American computer scientist (1942–2019)

Patrick Eugene O'Neil (1942 – September 20, 2019) was an American computer scientist, an expert on databases, and a professor of computer science at the University of Massachusetts Boston. He is of Irish descent.

O'Neil did his undergraduate studies at the Massachusetts Institute of Technology, receiving a B.S. in mathematics in 1963. After earning a master's degree at the University of Chicago, he moved to Rockefeller University, where he earned a Ph.D. in combinatorial mathematics in 1969 under the supervision of Gian-Carlo Rota.
He was an assistant professor at MIT from 1970 to 1972, but then left academia for industry, returning in 1988 as a member of the UMass/Boston faculty. He became a full professor in 1996.

He wrote highly cited papers on replication in distributed databases, page replacement strategies for databases, SQL isolation, and database indexing strategies. With Elizabeth O'Neil, he is the author of the database textbook Database Principles, Programming, and Performance (Morgan Kaufmann, 2nd ed., 2000).
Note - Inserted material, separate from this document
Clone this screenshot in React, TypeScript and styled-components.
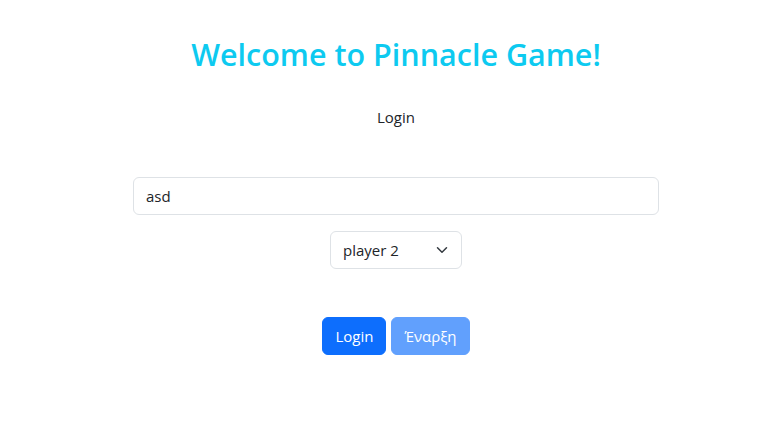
import React from 'react';
import styled, { createGlobalStyle } from 'styled-components';

const GlobalStyle = createGlobalStyle`
  html, body {
    margin: 0;
    padding: 0;
    background: #fff;
  }
  body {
    font-family: 'Open Sans', 'Noto Sans', 'Liberation Sans', sans-serif;
    font-size: 16px;
    line-height: 1.5;
    color: #212529;
  }
  *, *::before, *::after {
    box-sizing: border-box;
  }
`;

const Page = styled.main`
  display: flex;
  flex-direction: column;
  align-items: center;
  padding: 34px 0 0 16px;
`;

const Title = styled.h1`
  margin: 0;
  font-size: 30.5px;
  font-weight: 600;
  line-height: 40px;
  color: #0dcaf0;
`;

const Subtitle = styled.p`
  margin: 31px 0 0;
  font-size: 15px;
  line-height: 24px;
`;

const Form = styled.form`
  display: flex;
  flex-direction: column;
  align-items: center;
  margin-top: 48px;
  gap: 16px;
`;

const TextInput = styled.input`
  display: block;
  width: 526px;
  height: 38px;
  padding: 6px 12px;
  font-family: inherit;
  font-size: 15px;
  color: #212529;
  background: #fff;
  border: 1px solid #dee2e6;
  border-radius: 6px;
  outline: none;
`;

const SelectWrap = styled.div`
  position: relative;
  width: 132px;
`;

const Select = styled.select`
  display: block;
  width: 100%;
  height: 38px;
  padding: 6px 36px 6px 12px;
  font-family: inherit;
  font-size: 15px;
  color: #212529;
  background: #fff;
  border: 1px solid #dee2e6;
  border-radius: 6px;
  appearance: none;
  outline: none;
`;

const Chevron = styled.svg`
  position: absolute;
  right: 12px;
  top: 13px;
  width: 16px;
  height: 12px;
  pointer-events: none;
`;

const Actions = styled.div`
  display: flex;
  gap: 5px;
  margin-top: 48px;
`;

const Button = styled.button<{ $disabled?: boolean }>`
  height: 38px;
  padding: 6px 12px;
  font-family: inherit;
  font-size: 15px;
  line-height: 24px;
  color: #fff;
  background: #0d6efd;
  border: 1px solid #0d6efd;
  border-radius: 6px;
  opacity: ${(p) => (p.$disabled ? 0.65 : 1)};
  cursor: ${(p) => (p.$disabled ? 'default' : 'pointer')};
`;

export default function App() {
  return (
    <>
      <GlobalStyle />
      <Page>
        <Title>Welcome to Pinnacle Game!</Title>
        <Subtitle>Login</Subtitle>
        <Form onSubmit={(e) => e.preventDefault()}>
          <TextInput type="text" defaultValue="asd" />
          <SelectWrap>
            <Select defaultValue="2">
              <option value="1">player 1</option>
              <option value="2">player 2</option>
            </Select>
            <Chevron viewBox="0 0 16 16">
              <path
                d="m2 5 6 6 6-6"
                fill="none"
                stroke="#343a40"
                strokeWidth="2"
                strokeLinecap="round"
                strokeLinejoin="round"
              />
            </Chevron>
          </SelectWrap>
        </Form>
        <Actions>
          <Button type="button">Login</Button>
          <Button type="button" $disabled>
            Έναρξη
          </Button>
        </Actions>
      </Page>
    </>
  );
}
O'Neil published the algorithms of the bitmap indices he found working in the CCA Model 204 DBMS in the mid-1980s, and implemented B-tree for that database. This work was first published in 1987.
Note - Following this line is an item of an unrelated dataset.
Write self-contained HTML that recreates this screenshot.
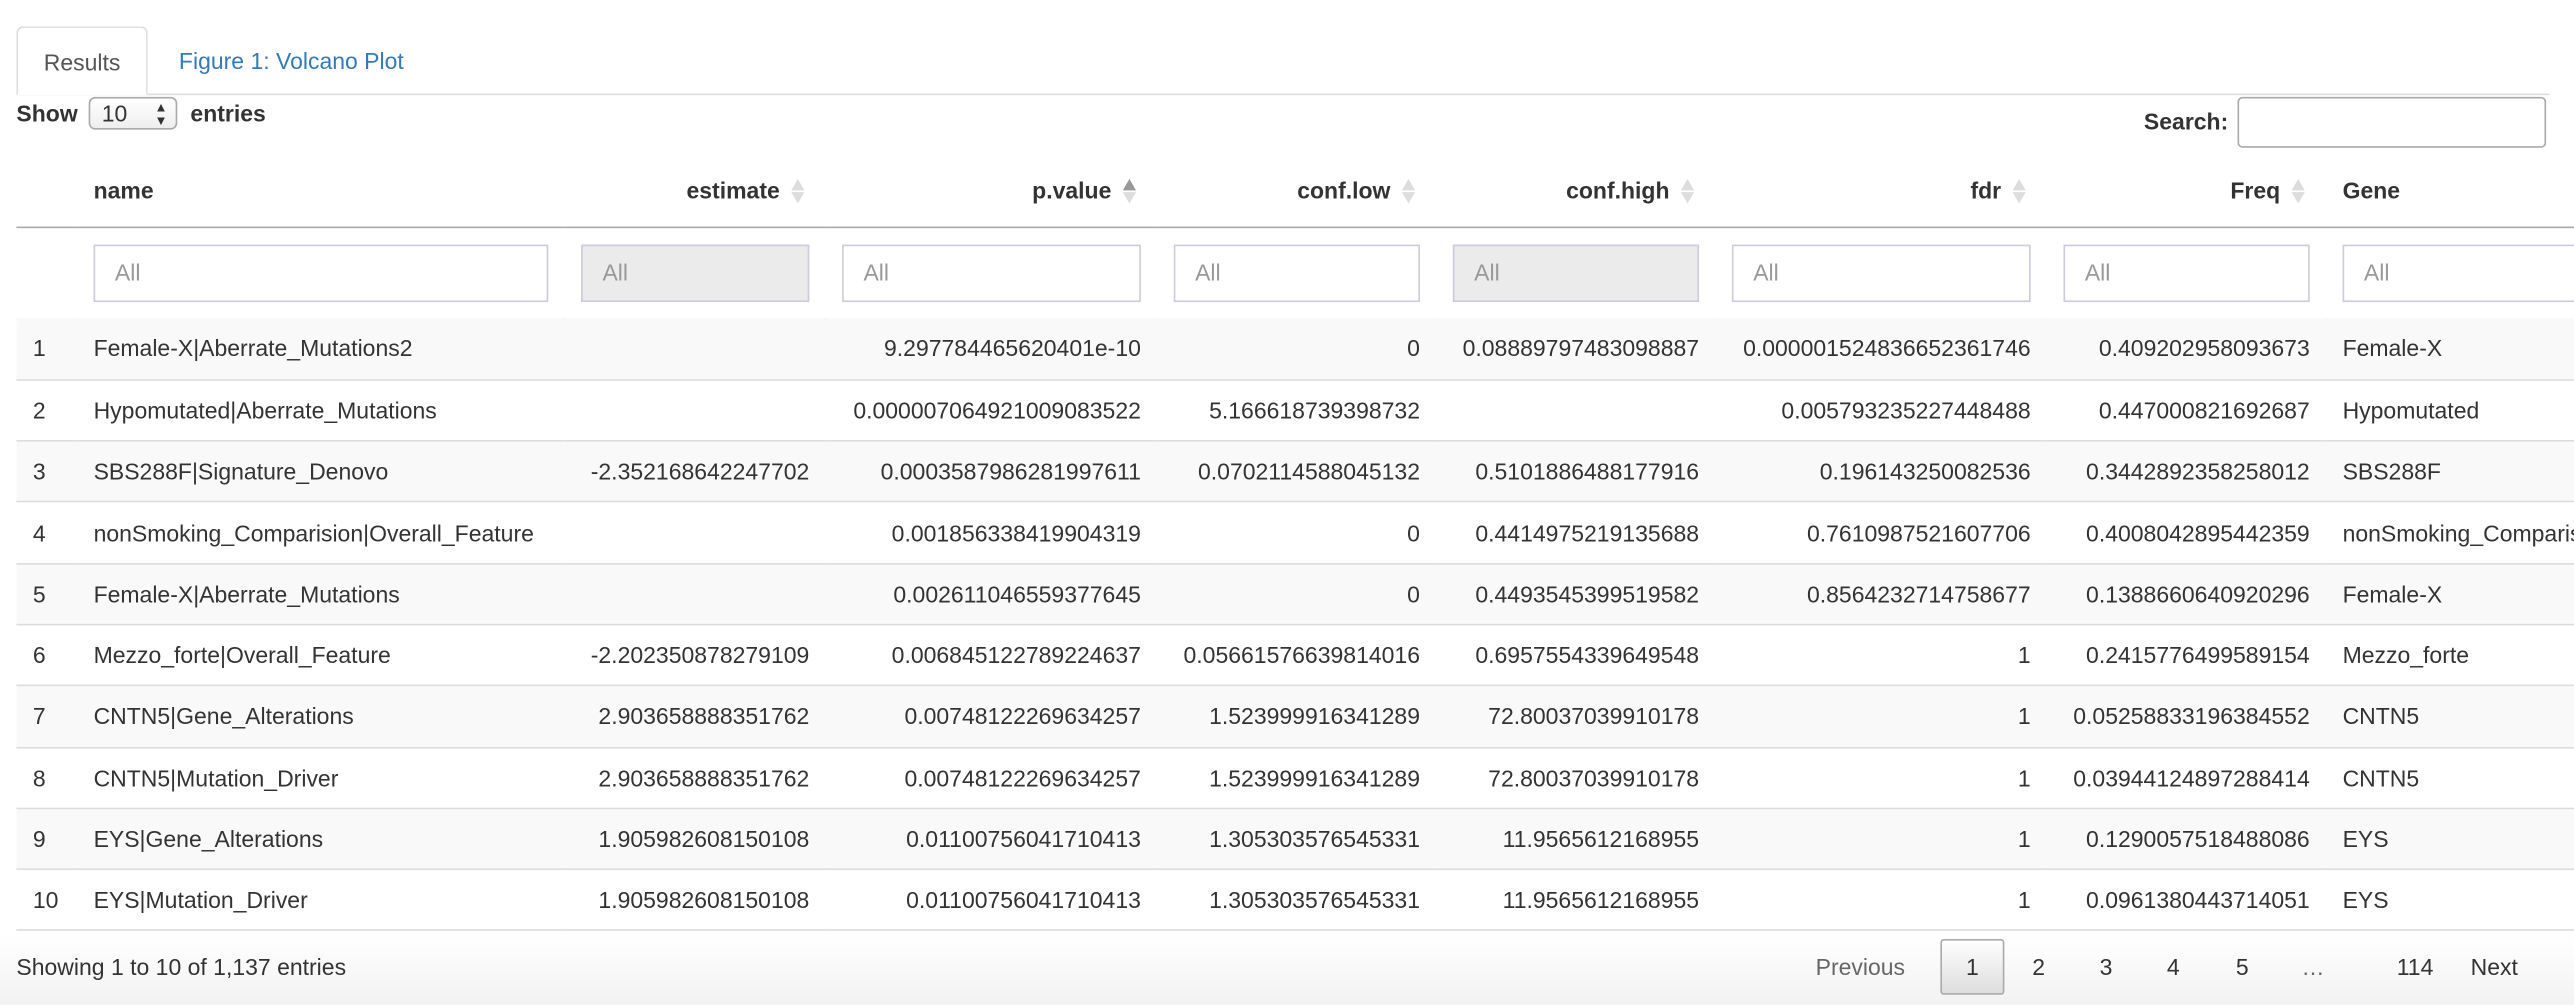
<!DOCTYPE html>
<html><head><meta charset="utf-8">
<style>
html,body{margin:0;padding:0;width:2574px;height:1004px;overflow:hidden;background:#fff}
#w{position:absolute;left:0;top:0;width:1568px;height:612px;transform:scale(1.6416);transform-origin:0 0;font-family:"Liberation Sans",Arial,sans-serif;font-size:14px;color:#333;overflow:hidden;background:linear-gradient(#fff 0,#fff 570px,#f2f2f2 612px)}
.abs{position:absolute}
.tab{left:10px;top:16px;width:80px;height:42px;border:1px solid #ddd;border-bottom:1px solid #fff;border-radius:4px 4px 0 0;background:#fff;text-align:center;line-height:42px;color:#555;box-sizing:border-box;z-index:2}
.navline{left:10px;top:57px;width:1543px;height:1px;background:#ddd}
b{font-weight:bold}
.sel{left:54px;top:59px;width:54px;height:20px;border:1px solid #aaa;border-radius:4px;box-sizing:border-box;background:linear-gradient(#fff,#eee);font-size:14px;line-height:18px;padding-left:7px}
.srch{left:1363px;top:59px;width:188px;height:31px;border:1px solid #aaa;border-radius:3px;box-sizing:border-box}
table{position:absolute;left:10px;top:94px;border-collapse:collapse;table-layout:fixed;width:1700px}
td,th{padding:0 10px;white-space:nowrap;overflow:hidden;box-sizing:border-box}
th{height:44px;font-weight:bold;text-align:right;border-bottom:1px solid #aaa;position:relative}
th.l{text-align:left}
th .t{padding-right:18px}
.si{position:absolute;top:15px;width:0;height:0}
.si:before{content:"";position:absolute;left:0;top:0;border-left:4.5px solid transparent;border-right:4.5px solid transparent;border-bottom:7px solid #ddd}
.si:after{content:"";position:absolute;left:0;top:8px;border-left:4.5px solid transparent;border-right:4.5px solid transparent;border-top:7px solid #ddd}
.si.up:before{border-bottom-color:#999}
tr.f td{height:56px;border-bottom:1px solid #aaa}
.in{height:35px;border:1px solid #ccd;box-sizing:border-box;color:#999;line-height:33px;padding-left:12px;font-size:14px}
.in.d{background:#ebebeb}
tr.r td{height:37.3px;border-bottom:1px solid #ddd;text-align:right}
tr.r td.l{text-align:left}
tr.r:nth-child(odd) td{background:#f9f9f9}
.pg{top:572px;height:34px;line-height:34px;color:#333}
</style></head><body><div id="w">
<div class="abs tab">Results</div>
<div class="abs" style="left:109px;top:16px;line-height:42px;color:#337ab7">Figure 1: Volcano Plot</div>
<div class="abs navline"></div>
<div class="abs" style="left:10px;top:61px"><b>Show</b></div>
<div class="abs sel">10<span style="position:absolute;right:5px;top:0;font-size:8px;line-height:8px;top:2px">▲<br>▼</span></div>
<div class="abs" style="left:116px;top:61px"><b>entries</b></div>
<div class="abs" style="left:1306px;top:66px"><b>Search:</b></div>
<div class="abs srch"></div>
<table>
<colgroup><col style="width:37px"><col style="width:297px"><col style="width:159px"><col style="width:202px"><col style="width:170px"><col style="width:170px"><col style="width:202px"><col style="width:170px"><col style="width:293px"></colgroup>
<thead><tr><th></th><th class="l">name<span class="si" style="left:311px"></span></th><th><span class="t">estimate</span><span class="si" style="left:138px"></span></th><th><span class="t">p.value</span><span class="si up" style="left:181px"></span></th><th><span class="t">conf.low</span><span class="si" style="left:149px"></span></th><th><span class="t">conf.high</span><span class="si" style="left:149px"></span></th><th><span class="t">fdr</span><span class="si" style="left:181px"></span></th><th><span class="t">Freq</span><span class="si" style="left:149px"></span></th><th class="l">Gene</th></tr></thead>
<tbody>
<tr class="f"><td></td><td><div class="in">All</div></td><td><div class="in d">All</div></td><td><div class="in">All</div></td><td><div class="in">All</div></td><td><div class="in d">All</div></td><td><div class="in">All</div></td><td><div class="in">All</div></td><td><div class="in">All</div></td></tr>
</tbody>
</table>
<table style="top:194px">
<colgroup><col style="width:37px"><col style="width:297px"><col style="width:159px"><col style="width:202px"><col style="width:170px"><col style="width:170px"><col style="width:202px"><col style="width:170px"><col style="width:293px"></colgroup>
<tbody>
<tr class="r"><td class="l">1</td><td class="l">Female-X|Aberrate_Mutations2</td><td></td><td>9.297784465620401e-10</td><td>0</td><td>0.08889797483098887</td><td>0.000001524836652361746</td><td>0.409202958093673</td><td class="l">Female-X</td></tr>
<tr class="r"><td class="l">2</td><td class="l">Hypomutated|Aberrate_Mutations</td><td></td><td>0.000007064921009083522</td><td>5.166618739398732</td><td></td><td>0.005793235227448488</td><td>0.447000821692687</td><td class="l">Hypomutated</td></tr>
<tr class="r"><td class="l">3</td><td class="l">SBS288F|Signature_Denovo</td><td>-2.352168642247702</td><td>0.0003587986281997611</td><td>0.0702114588045132</td><td>0.5101886488177916</td><td>0.196143250082536</td><td>0.3442892358258012</td><td class="l">SBS288F</td></tr>
<tr class="r"><td class="l">4</td><td class="l">nonSmoking_Comparision|Overall_Feature</td><td></td><td>0.001856338419904319</td><td>0</td><td>0.4414975219135688</td><td>0.7610987521607706</td><td>0.4008042895442359</td><td class="l">nonSmoking_Comparision</td></tr>
<tr class="r"><td class="l">5</td><td class="l">Female-X|Aberrate_Mutations</td><td></td><td>0.002611046559377645</td><td>0</td><td>0.4493545399519582</td><td>0.8564232714758677</td><td>0.1388660640920296</td><td class="l">Female-X</td></tr>
<tr class="r"><td class="l">6</td><td class="l">Mezzo_forte|Overall_Feature</td><td>-2.202350878279109</td><td>0.006845122789224637</td><td>0.05661576639814016</td><td>0.6957554339649548</td><td>1</td><td>0.2415776499589154</td><td class="l">Mezzo_forte</td></tr>
<tr class="r"><td class="l">7</td><td class="l">CNTN5|Gene_Alterations</td><td>2.903658888351762</td><td>0.00748122269634257</td><td>1.523999916341289</td><td>72.80037039910178</td><td>1</td><td>0.05258833196384552</td><td class="l">CNTN5</td></tr>
<tr class="r"><td class="l">8</td><td class="l">CNTN5|Mutation_Driver</td><td>2.903658888351762</td><td>0.00748122269634257</td><td>1.523999916341289</td><td>72.80037039910178</td><td>1</td><td>0.03944124897288414</td><td class="l">CNTN5</td></tr>
<tr class="r"><td class="l">9</td><td class="l">EYS|Gene_Alterations</td><td>1.905982608150108</td><td>0.01100756041710413</td><td>1.305303576545331</td><td>11.9565612168955</td><td>1</td><td>0.1290057518488086</td><td class="l">EYS</td></tr>
<tr class="r"><td class="l">10</td><td class="l">EYS|Mutation_Driver</td><td>1.905982608150108</td><td>0.01100756041710413</td><td>1.305303576545331</td><td>11.9565612168955</td><td>1</td><td>0.0961380443714051</td><td class="l">EYS</td></tr>
</tbody></table>
<div class="abs" style="left:10px;top:581px">Showing 1 to 10 of 1,137 entries</div>
<div class="abs pg" style="left:1106px;color:#666">Previous</div>
<div class="abs pg" style="left:1182px;width:39px;box-sizing:border-box;border:1px solid #aaa;border-radius:2px;background:linear-gradient(#fff,#ddd);text-align:center;line-height:32px">1</div>
<div class="abs pg" style="left:1238px">2</div>
<div class="abs pg" style="left:1279px">3</div>
<div class="abs pg" style="left:1320px">4</div>
<div class="abs pg" style="left:1362px">5</div>
<div class="abs pg" style="left:1402px;color:#666">…</div>
<div class="abs pg" style="left:1460px">114</div>
<div class="abs pg" style="left:1505px">Next</div>
</div></body></html>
O’Neil invented the Log-Structured Merge Tree (LSM Tree) along with Dieter Gawlick and Edward Cheng in 1991 while spending the summer at Gawlick's database research group at Digital Equipment Corporation in California. The resulting paper, published in 1996, also included a performance analysis by Elizabeth O'Neil. This access method supports very fast inserts without hobbling lookup times, and now underlies many NoSQL data stores, such as Bigtable, HBase, LevelDB, SQLite4, Tarantool, RocksDB, WiredTiger, Apache Cassandra, InfluxDB, and ScyllaDB.